A carrier parasite combination had been tried before for somewhat different purposes. It had long been known that heavily laden bombers could not cope with interceptors. Studies undertaken in 1944 to afford some protection to the then yet to be flown B-36 envisioned a pilotless, remote control, fast fighter that could be carried to the battle area in one of the bomb bays of the huge long range bomber. However, this was given up in favor of a pilot operated fighter that would be more maneuverable in facing repeated attacks.
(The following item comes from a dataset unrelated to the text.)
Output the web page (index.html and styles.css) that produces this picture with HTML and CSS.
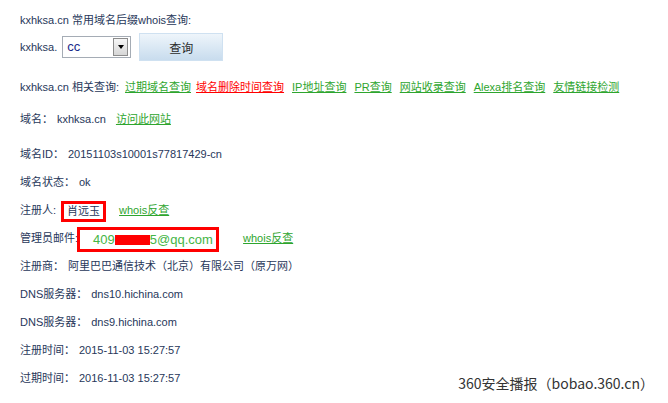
FILE: index.html
```html
<!DOCTYPE html>
<html lang="zh-CN">
<head>
    <meta charset="UTF-8">
    <title>kxhksa.cn whois查询</title>
    <link rel="stylesheet" href="styles.css">
</head>
<body>

    <div class="page">
        <div class="row head">kxhksa.cn 常用域名后缀whois查询:</div>

        <!-- suffix picker -->
        <div class="row pick">
            <span>kxhksa.</span>
            <div class="select">
                <span class="select-val">cc</span>
                <span class="select-btn"><i></i></span>
            </div>
            <button class="query">查询</button>
        </div>

        <div class="row links">kxhksa.cn 相关查询:<a href="#" class="first">过期域名查询</a><a href="#" class="hot">域名删除时间查询</a><a href="#">IP地址查询</a><a href="#">PR查询</a><a href="#">网站收录查询</a><a href="#">Alexa排名查询</a><a href="#">友情链接检测</a></div>

        <div class="row domain">域名：<span class="val">kxhksa.cn</span><a href="#">访问此网站</a></div>

        <!-- whois result -->
        <div class="info">
            <div class="row">域名ID：<span class="val">20151103s10001s77817429-cn</span></div>
            <div class="row">域名状态：<span class="val">ok</span></div>
            <div class="row">注册人:<span class="mark name">肖远玉</span><a href="#" class="rev">whois反查</a></div>
            <div class="row">管理员邮件:<span class="mark mail">409<span class="redact"></span>5@qq.com</span><a href="#" class="rev">whois反查</a></div>
            <div class="row">注册商：<span class="val">阿里巴巴通信技术（北京）有限公司（原万网）</span></div>
            <div class="row">DNS服务器：<span class="val">dns10.hichina.com</span></div>
            <div class="row">DNS服务器：<span class="val">dns9.hichina.com</span></div>
            <div class="row">注册时间：<span class="val">2015-11-03 15:27:57</span></div>
            <div class="row">过期时间：<span class="val">2016-11-03 15:27:57</span></div>
        </div>
    </div>

    <div class="stamp">360安全播报（bobao.360.cn）</div>

</body>
</html>
```

FILE: styles.css
```css
/* page */
body {
    font-family: "Liberation Sans", Arial, "Noto Sans CJK SC", sans-serif;
    font-size: 11px;
    color: #27375a;
    background-color: #fff;
    margin: 0;
    padding: 0;
}
.page {
    position: relative;
    padding: 5px 0 0 20px;
}
.row {
    height: 28px;
    line-height: 28px;
    white-space: nowrap;
}
.head {
    line-height: 31px;
}
a {
    color: #2ea52e;
    text-decoration: underline;
}
a.hot {
    color: #ff0000;
}
.val {
    margin-left: 4px;
}

/* suffix picker */
.pick {
    display: flex;
    align-items: center;
}
.select {
    display: flex;
    align-items: center;
    width: 67px;
    height: 20px;
    margin-left: 5px;
    border: 1px solid #a5acb5;
    background-color: #fff;
    line-height: 20px;
}
.select-val {
    flex: 1;
    padding-left: 4px;
    font-size: 13px;
    color: #1a2a8a;
}
.select-btn {
    display: flex;
    align-items: center;
    justify-content: center;
    width: 13px;
    height: 16px;
    margin-right: 2px;
    border: 1px solid #8c8c8c;
    background: linear-gradient(#f6f6f6, #d6d6d6);
}
.select-btn i {
    border-left: 3px solid transparent;
    border-right: 3px solid transparent;
    border-top: 4px solid #000;
}
.query {
    width: 84px;
    height: 28px;
    margin-left: 8px;
    border: 1px solid #cfe1f1;
    background: linear-gradient(#eef5fb, #c8dcee);
    font-family: "Noto Sans CJK SC", sans-serif;
    font-size: 12px;
    color: #2a2a2a;
    padding: 0;
}

/* related links */
.links {
    margin-top: 12px;
}
.links a {
    margin-left: 8px;
}
.links a.first {
    margin-left: 6px;
}
.links a.hot {
    margin-left: 5px;
}
.domain {
    margin-top: 4px;
}
.domain a {
    margin-left: 10px;
}

/* whois result */
.info {
    margin-top: 7px;
}
.mark {
    display: inline-block;
    border: 3px solid #ff0000;
    vertical-align: middle;
    box-sizing: border-box;
}
.name {
    height: 21px;
    line-height: 15px;
    margin-left: 5px;
    padding: 0 3px;
}
.name + .rev {
    margin-left: 13px;
}
.mail {
    height: 25px;
    line-height: 19px;
    width: 142px;
    margin-left: -1px;
    padding-left: 13px;
    font-size: 13px;
    color: #45b545;
}
.redact {
    display: inline-block;
    width: 35px;
    height: 10px;
    background-color: #ff0000;
    vertical-align: -1px;
}
.mail + .rev {
    margin-left: 24px;
}

.stamp {
    position: absolute;
    right: 14px;
    top: 373px;
    font-family: "Noto Sans CJK SC", sans-serif;
    font-size: 14px;
    color: #333;
}
```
The tiny, folding wing XF-85 Goblin which ensued was developed by the McDonnell Aircraft Corporation in late 1945 and first flown in August 1948. Because no B-36s were readily available, it was test dropped from a B-29. The project, however, never went past the experimental stage. The Goblin production was abandoned for a number of technical and financial reasons, but danger was the primary obstacle. The Air Force believed the odds of retrieving a fighter in the midst of a raging battle were poor. Moreover, if the bomber was shot down before the fighter was launched, both crews would be lost. Finally, if the bomber was destroyed after the launching, the short range Goblin would also be doomed.

Flown in January 1952, the FICON composite prototype comprised a modified, standard RB-36D and a straight wing Republic F-84E Thunderjet. Extensive flight tests soon demonstrated the FICON concept was practical. The parasite's straight wings posed no great difficulties. Sweeping down the tail of a forthcoming F-84 prototype (YF-84F) would enable it to fit in the RB-36 bomb bay. Elimination of the YF-84F's tail flutter by using faired bomb bay doors removed the last stumbling block.

Contracts awarded Convair and Republic in the fall of 1953 called for modifying 10 RB-36Ds and 25 RF-84Fs, respectively. This was far below the number of aircraft SAC had in mind-30 RB-36s and 75 RF-84s. Still, modification of only 35 was to take time. To begin with, the carrier RB-36Ds turned out to be featherweight configurations of the big reconnaissance bomber, and none of these were available before 1954. Furthermore, the reconfigured planes had to be modified to carry the additional mechanisms for stowing, aerial servicing, releasing and retrieving the F-84F parasites. Specifically, this meant that each carrier was equipped with a straight beam extended down from the bottom of the airframe. Each modified parasite featured a retractable probe, mounted on the forward top fuselage section to ease hook up. Actually, the technical operation of FICON was simple. Carriers and parasites could fly out of different bases. The parasite could be picked up in midair enroute to the target area, or by ground hook up prior to takeoff. Night operations were also possible. The first GRB-36D 111 carrier was delivered in February 1955, 6 months ahead of the first parasite RF-84F (subsequently identified as the RF 84K). The FICON B-36s served with SAC's 99th Heavy Strategic Reconnaissance Wing.

The RB-36D followed the B-36D's phaseout pattern. That of the FICON aircraft was much the same.